[Question] Christian people who wanted to wait until marriage for sex but didn't, do you regret it?

Your words are beautiful, but as someone who was raised in a very religious household, I have to question your doctrinal interpretation. Everyone sins, yes, but as a sincere Christian, aren't you supposed to learn from your missteps and sins, and avoid them moving forward? There is literally nothing in the Bible that suggests or advocates that freely sinning in one capacity (e.g. having lots of sex) is acceptable just because you repent of it afterward. Or that it's okay because supposedly "all sins are equal" and "everyone sins".

When people claim that all sin is equal, the underlying scriptural meaning is that any sin distances you from God and can lead to spiritual death, so in that sense they are equal in effect. But there are different levels of sin, too. Blaspheming against the Holy Spirit is considered the gravest. Sexual immorality is up there, as well. Extramarital sex -- or fornication in the Bible -- is expressly considered one of the more serious sins. In Catholicism, it is considered a mortal sin, while other lesser sins may be considered "venial". In Protestantism, extramarital sex is also considered a grave sin, and if committed with full knowledge, willingly going against the Word, then it demonstrates a deliberate separation from God.

What you are effectively doing is excusing and rationalizing your sin, viewing it as "acceptable" or at least "not that bad", and then happily going about your life while acting in a way that is antithetical to your stated belief system. I almost cannot believe what I'm reading. Seriously. The Bible even says that true repentance involves the resolution not to engage in that sinful behavior anymore. You, on the other hand, are not at all resolving to avoid the sin -- in fact, you specifically resolve to keep doing it! I don't understand that mindset, in the light of a stated Christian belief.

You can spin your own interpretation of Christianity to "allow" for what you're doing, but you must realize there is no scriptural basis for it. None. In fact, the Bible condemns those who deliberately sin and then come to be forgiven later, and keep purposely doing this in a cycle, without TRUE repentance.
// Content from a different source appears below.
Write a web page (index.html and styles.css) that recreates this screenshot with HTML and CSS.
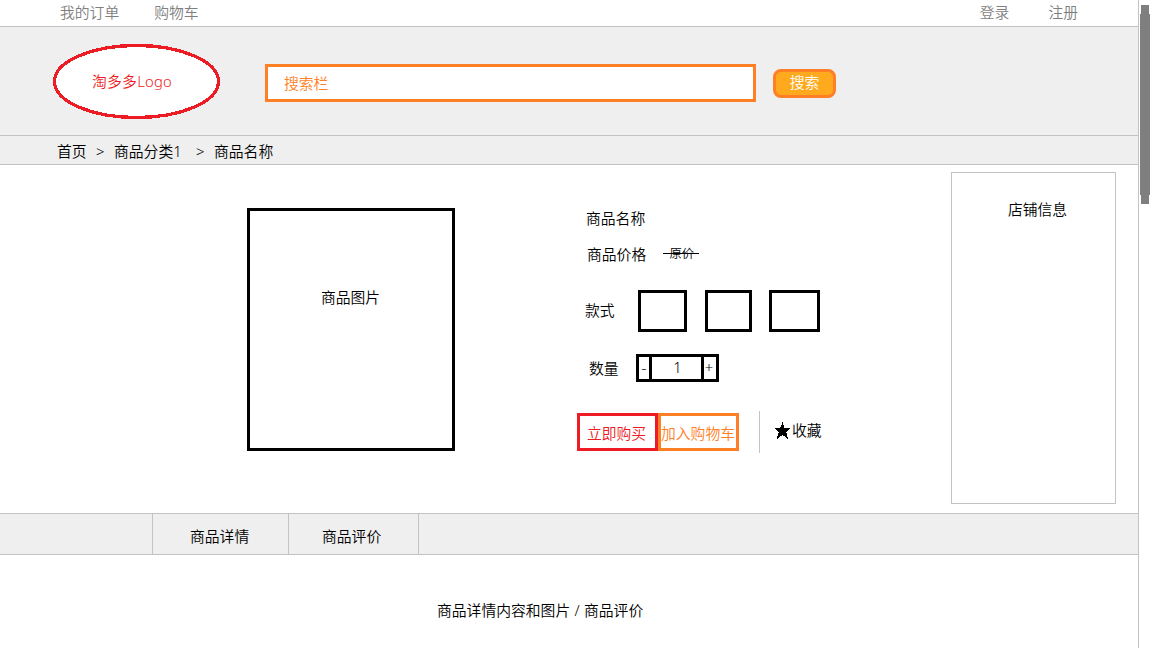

I'm not a Christian, and your choices don't affect me, and it doesn't ultimately make a difference to me how you want to live your life, but the twisting of the religion to suit your ends is incredible to me. It's like doublethink! The whole point of Christianity is to become closer to God and strive to lead a godly life according to the teachings of Christ. That includes avoiding sin to the best of your ability, and having true repentance when you fall.

Not "I'll do this because I want to, even though it's clearly a sin, and since I've talked myself into believing it's not that bad (despite it being described in the Bible as a grave sin which is to be avoided at all costs), I feel okay about doing it, and thus I'm able to go to church feeling okay about my actions that contradict the edicts of my religion... and that's all that matters."

I don't want to get into a theological debate, but please. Think about what you're saying, and how it relates to the Bible and Christianity. It's just so... irreconcilable with the teachings of your religion.

Or, if you're one of the Christians who takes the surface teachings of the religion and dismisses the parts that are difficult or disagreeable to you, more power to you, I suppose. I would consider that to be more "spiritual" than religious or Christian-like, but it does seem to be pretty common nowadays among self-professed Christians.